Ongoing and persistent role congruence demands contribute significantly to the underrepresentation of women in the higher echelons of the academy (Carli & Eagly, 2016; Chrobot-Mason et al., 2019; Eagly & Karau, 2002; Goethals & Hoyt, 2017; Madsen & Longman, 2020). Role congruity is the social expectation that individuals within certain identity groups behave in prescribed manners. Social roles demand that women are communal, deferential caretakers and that leaders are independent, assertive, and agentic resulting in incongruence between the two identities (American Association of University Women, 2016; Eagly & Karau, 2002; Goethals & Hoyt, 2017). The result places women who aspire to leadership in a double bind whereby these two identities are incompatible, so they are seen as ill-suited for both roles (Bierema, 2016; Eagly & Karau, 2002). Men face no such quandary as the ideal qualities of masculinity are perfectly in sync with those ascribed to leaders.

As women contend with the myriad of unique challenges they face in the academy, they have been particularly skilled at building networks to support one another and share wisdom, guidance, and encouragement, allowing them to better navigate the labyrinth of the male-normed higher education environment (Harris & Lee, 2019; Hollander & Yoder, 1980; Madsen & Longman, 2020; Uhl-Bien, 2006; Yip et al., 2020). The networks provide natural conditions for mentoring relationships among women to develop and thrive. Mentoring relationships have been shown to have a significant impact on the success of women in the academy by providing not only support and insight but also by ameliorating the sense of isolation felt by many women in higher education (Ong et al., 2017).

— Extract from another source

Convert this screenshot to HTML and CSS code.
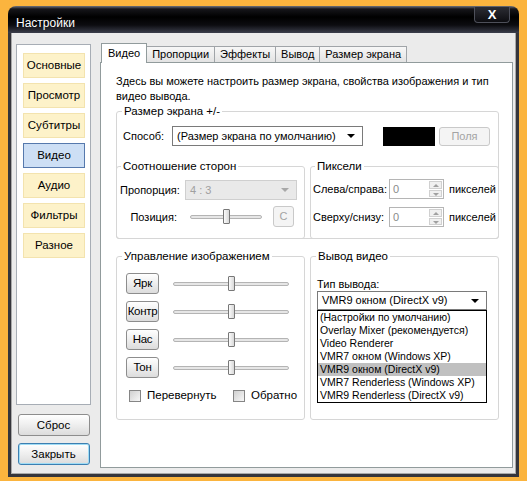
FILE: index.html
```html
<!doctype html>
<html lang="ru">
<head>
    <meta charset="UTF-8">
    <title>Настройки</title>
    <link rel="stylesheet" href="styles.css">
</head>
<body>
<div class="window">
    <div class="titlebar">
        <span class="title">Настройки</span>
        <div class="close">X</div>
    </div>
    <div class="client">
        <!-- левая колонка со страницами -->
        <div class="side">
            <div class="pages">
                <div class="page">Основные</div>
                <div class="page">Просмотр</div>
                <div class="page">Субтитры</div>
                <div class="page cur">Видео</div>
                <div class="page">Аудио</div>
                <div class="page">Фильтры</div>
                <div class="page">Разное</div>
            </div>
            <div class="btn side_btn">Сброс</div>
            <div class="btn side_btn focus">Закрыть</div>
        </div>

        <!-- вкладки -->
        <div class="tabs">
            <ul class="tab_head">
                <li class="cur">Видео</li>
                <li>Пропорции</li>
                <li>Эффекты</li>
                <li>Вывод</li>
                <li>Размер экрана</li>
            </ul>
            <div class="tab_body">
                <p class="intro">Здесь вы можете настроить размер экрана, свойства изображения и тип видео вывода.</p>

                <fieldset class="group">
                    <legend>Размер экрана +/-</legend>
                    <div class="row size_row">
                        <span class="lbl size_lbl">Способ:</span>
                        <div class="select size_sel">(Размер экрана по умолчанию)<i class="arrow"></i></div>
                        <div class="color_box"></div>
                        <div class="btn off fields_btn">Поля</div>
                    </div>
                    <div class="sub_row">
                        <fieldset class="group sub">
                            <legend>Соотношение сторон</legend>
                            <div class="row ratio_row">
                                <span class="lbl ratio_lbl">Пропорция:</span>
                                <div class="select off ratio_sel">4 : 3<i class="arrow"></i></div>
                            </div>
                            <div class="row pos_row">
                                <span class="lbl pos_lbl">Позиция:</span>
                                <div class="slider short">
                                    <div class="track"></div>
                                    <b class="thumb" style="left:33px"></b>
                                </div>
                                <div class="btn off c_btn">C</div>
                            </div>
                        </fieldset>
                        <fieldset class="group sub">
                            <legend>Пиксели</legend>
                            <div class="row pix_row first">
                                <span class="lbl pix_lbl">Слева/справа:</span>
                                <div class="spin"><span>0</span><div class="spin_btns"><i class="up"></i><i class="down"></i></div></div>
                                <span class="unit">пикселей</span>
                            </div>
                            <div class="row pix_row">
                                <span class="lbl pix_lbl">Сверху/снизу:</span>
                                <div class="spin"><span>0</span><div class="spin_btns"><i class="up"></i><i class="down"></i></div></div>
                                <span class="unit">пикселей</span>
                            </div>
                        </fieldset>
                    </div>
                </fieldset>

                <div class="low_row">
                    <fieldset class="group image_group">
                        <legend>Управление изображением</legend>
                        <div class="adjust">
                            <div class="row">
                                <div class="btn adj_btn">Ярк</div>
                                <div class="slider long"><div class="track"></div><b class="thumb" style="left:55px"></b></div>
                            </div>
                            <div class="row">
                                <div class="btn adj_btn">Контр</div>
                                <div class="slider long"><div class="track"></div><b class="thumb" style="left:55px"></b></div>
                            </div>
                            <div class="row">
                                <div class="btn adj_btn">Нас</div>
                                <div class="slider long"><div class="track"></div><b class="thumb" style="left:55px"></b></div>
                            </div>
                            <div class="row">
                                <div class="btn adj_btn">Тон</div>
                                <div class="slider long"><div class="track"></div><b class="thumb" style="left:55px"></b></div>
                            </div>
                        </div>
                        <div class="checks">
                            <label class="check flip"><i class="box"></i>Перевернуть</label>
                            <label class="check"><i class="box"></i>Обратно</label>
                        </div>
                    </fieldset>

                    <fieldset class="group out_group">
                        <legend>Вывод видео</legend>
                        <div class="out_box">
                            <div class="out_lbl">Тип вывода:</div>
                            <div class="select out_sel">VMR9 окном (DirectX v9)<i class="arrow"></i></div>
                            <ul class="drop">
                                <li>(Настройки по умолчанию)</li>
                                <li>Overlay Mixer (рекомендуется)</li>
                                <li>Video Renderer</li>
                                <li>VMR7 окном (Windows XP)</li>
                                <li class="cur">VMR9 окном (DirectX v9)</li>
                                <li>VMR7 Renderless (Windows XP)</li>
                                <li>VMR9 Renderless (DirectX v9)</li>
                            </ul>
                        </div>
                    </fieldset>
                </div>
            </div>
        </div>
    </div>
</div>
</body>
</html>
```

FILE: styles.css
```css
* {
    margin: 0;
    padding: 0;
    box-sizing: border-box;
}

body {
    background: #fbb43e;
    font-family: "Liberation Sans", Arial, sans-serif;
    font-size: 11px;
    color: #000;
}

.window {
    width: 511px;
    height: 471px;
    margin: 6px 0 0 8px;
    display: flex;
    flex-direction: column;
}

/* заголовок окна */
.titlebar {
    height: 27px;
    display: flex;
    justify-content: space-between;
    align-items: flex-start;
    padding: 0 9px 0 8px;
    border-radius: 8px 8px 0 0;
    background: linear-gradient(#70737c 0, #16161a 3px, #000 11px, #0c0c10 19px, #3b3e4b 27px);
}

.titlebar .title {
    color: #fff;
    font-size: 12px;
    padding-top: 10px;
}

.close {
    width: 36px;
    height: 16px;
    margin-top: 1px;
    border: 1px solid #4e505a;
    border-top: none;
    border-radius: 0 0 4px 4px;
    background: linear-gradient(#2c2d34, #0d0d11);
    color: #fff;
    font-weight: bold;
    font-size: 13px;
    line-height: 15px;
    text-align: center;
}

.client {
    flex: 1;
    display: flex;
    gap: 9px;
    padding: 9px 3px 6px 5px;
    background: #ebebeb;
    border: 3px solid #35353b;
    border-top: none;
    box-shadow: inset 1px 0 0 #a9a9a9, inset -1px -1px 0 #a9a9a9;
}

/* левая колонка */
.side {
    width: 75px;
    display: flex;
    flex-direction: column;
    align-items: center;
}

.pages {
    width: 75px;
    height: 361px;
    margin-top: 2px;
    padding: 8px 0 0 6px;
    background: #fff;
    border: 1px solid #a7adb5;
    display: flex;
    flex-direction: column;
    gap: 5px;
}

.page {
    width: 62px;
    height: 25px;
    line-height: 23px;
    text-align: center;
    background: #fdf2c9;
    border: 1px solid #f3e3ae;
    font-size: 11.5px;
}

.page.cur {
    background: #cddff5;
    border-color: #5679ad;
}

.btn {
    border: 1px solid #8d8d8d;
    border-radius: 3px;
    background: linear-gradient(#ffffff, #f0f0f0 45%, #dcdcdc);
    text-align: center;
}

.side_btn {
    width: 72px;
    height: 22px;
    line-height: 20px;
    margin-top: 9px;
    font-size: 11.5px;
}

.side_btn.focus {
    margin-top: 7px;
    border-color: #3c7fb1;
    box-shadow: inset 0 0 0 1px #9fdcf5;
}

.btn.off {
    color: #a3a3a3;
    border-color: #c9c9c9;
    background: #f4f4f4;
}

/* вкладки */
.tabs {
    width: 413px;
    display: flex;
    flex-direction: column;
}

.tab_head {
    list-style: none;
    display: flex;
    align-items: flex-end;
    height: 20px;
    padding-left: 1px;
}

.tab_head li {
    height: 16px;
    line-height: 15px;
    padding: 0 5px;
    margin-right: -1px;
    border: 1px solid #a0a4a8;
    border-bottom: none;
    background: linear-gradient(#f7f7f7, #e3e3e3);
    font-size: 11px;
}

.tab_head li.cur {
    position: relative;
    z-index: 1;
    height: 20px;
    margin-bottom: -1px;
    padding: 2px 6px 0;
    background: #fff;
    border-color: #919b9c;
}

.tab_body {
    flex: 1;
    background: #fff;
    border: 1px solid #919b9c;
    padding: 11px 13px 0 15px;
}

.intro {
    line-height: 15px;
}

/* группы */
.group {
    border: 1px solid #d6d6d6;
    border-radius: 3px;
    padding: 0;
    min-width: 0;
}

.group legend {
    margin-left: 5px;
    padding: 0 2px;
    line-height: 14px;
    font-size: 11.5px;
}

.group.sub legend {
    margin-left: 4px;
}

.row {
    display: flex;
    align-items: center;
    white-space: nowrap;
}

.lbl {
    flex: none;
}

.select {
    position: relative;
    height: 20px;
    line-height: 18px;
    padding-left: 4px;
    border: 1px solid #7a7a7a;
    background: #fff;
    white-space: nowrap;
}

.select .arrow {
    position: absolute;
    right: 7px;
    top: 7px;
    border-left: 4px solid transparent;
    border-right: 4px solid transparent;
    border-top: 4px solid #000;
}

.select.off {
    color: #a0a0a0;
    border-color: #cfcfcf;
    background: #e9e9e9;
}

.select.off .arrow {
    border-top-color: #a8a8a8;
}

.size_row {
    margin-top: 8px;
    padding-left: 6px;
}

.size_lbl {
    width: 49px;
}

.size_sel {
    width: 191px;
}

.color_box {
    width: 52px;
    height: 19px;
    margin-left: 20px;
    background: #000;
}

.fields_btn {
    width: 51px;
    height: 19px;
    line-height: 17px;
    margin-left: 4px;
}

.sub_row {
    display: flex;
    gap: 5px;
    margin: 13px -1px -1px;
}

.sub_row .sub {
    flex: 1 1 0;
    height: 80px;
}

.ratio_row {
    margin-top: 7px;
    padding-left: 3px;
}

.ratio_lbl {
    width: 65px;
}

.ratio_sel {
    width: 112px;
}

.pos_row {
    margin-top: 6px;
    padding-left: 3px;
}

.pos_lbl {
    width: 57px;
    text-align: right;
    margin-right: 13px;
}

.c_btn {
    width: 21px;
    height: 21px;
    line-height: 19px;
    margin-left: 11px;
}

/* ползунки */
.slider {
    position: relative;
    height: 21px;
    flex: none;
}

.slider.short {
    width: 72px;
}

.slider.long {
    width: 116px;
    margin-left: 14px;
}

.slider .track {
    position: absolute;
    left: 0;
    right: 0;
    top: 9px;
    height: 4px;
    border: 1px solid #b4b4b4;
    border-radius: 2px;
    background: #e6e6e6;
}

.slider .thumb {
    position: absolute;
    top: 3px;
    width: 7px;
    height: 15px;
    border: 1px solid #777;
    border-radius: 1px;
    background: linear-gradient(90deg, #fbfbfb, #d8d8d8);
}

/* пиксели */
.pix_row {
    margin-top: 8px;
    padding-left: 2px;
}

.pix_row.first {
    margin-top: 6px;
}

.pix_lbl {
    width: 76px;
}

.spin {
    width: 55px;
    height: 20px;
    flex: none;
    border: 1px solid #b5b5b5;
    display: flex;
    justify-content: space-between;
    padding-left: 3px;
    line-height: 18px;
    color: #8a8a8a;
}

.spin_btns {
    width: 15px;
    display: flex;
    flex-direction: column;
    gap: 1px;
    padding: 1px;
}

.spin_btns i {
    flex: 1;
    position: relative;
    border: 1px solid #d0d0d0;
    background: #f0f0f0;
}

.spin_btns i::after {
    content: "";
    position: absolute;
    left: 3px;
    top: 2px;
    border-left: 3px solid transparent;
    border-right: 3px solid transparent;
}

.spin_btns .up::after {
    border-bottom: 3px solid #a0a0a0;
}

.spin_btns .down::after {
    border-top: 3px solid #a0a0a0;
}

.unit {
    margin-left: 5px;
}

/* нижние группы */
.low_row {
    display: flex;
    gap: 5px;
    margin-top: 10px;
}

.low_row .group {
    flex: 1 1 0;
}

.adjust {
    display: flex;
    flex-direction: column;
    gap: 7px;
    margin-top: 10px;
    padding-left: 9px;
}

.adj_btn {
    width: 33px;
    height: 21px;
    line-height: 19px;
    font-size: 11.5px;
    letter-spacing: -0.3px;
    flex: none;
}

.checks {
    display: flex;
    margin: 11px 0 17px;
    padding-left: 12px;
}

.check {
    display: flex;
    align-items: center;
    gap: 6px;
    line-height: 13px;
    font-size: 11.5px;
}

.check.flip {
    width: 104px;
}

.check .box {
    width: 12px;
    height: 12px;
    border: 1px solid #858585;
    background: linear-gradient(135deg, #d0d0d0, #f7f7f7);
}

.out_box {
    padding-left: 6px;
}

.out_lbl {
    margin-top: 14px;
    line-height: 14px;
}

.out_sel {
    width: 170px;
    height: 19px;
    line-height: 17px;
}

.drop {
    list-style: none;
    width: 170px;
    border: 1px solid #000;
    background: #fff;
    font-size: 10.5px;
}

.drop li {
    height: 13px;
    line-height: 13px;
    padding-left: 2px;
    white-space: nowrap;
}

.drop li.cur {
    background: #c0c0c0;
}
```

Formal mentoring is a well-established construct that typically pairs an established senior leader with a novice protégé to provide career guidance and identify areas of opportunity (Harris & Lee, 2019). While these types of mentoring relationships can be useful, it is helpful for women to have same-gender mentors who understand the particular perils they face in their careers. However, the ongoing leadership gender gap and the abundance of additional personal and professional labor women contend with means there is a shortage of senior women to serve as mentors (Cross et al., 2019). In response, women have turned to informal mentoring as an alternative. Informal mentoring, which occurs organically and between women regardless of rank, can be even more impactful as it provides whole-person support and a whisper network that identifies and protects against potential harm in professional environments (Clayman Institute for Gender Research, 2019; Statti & Torres, 2019).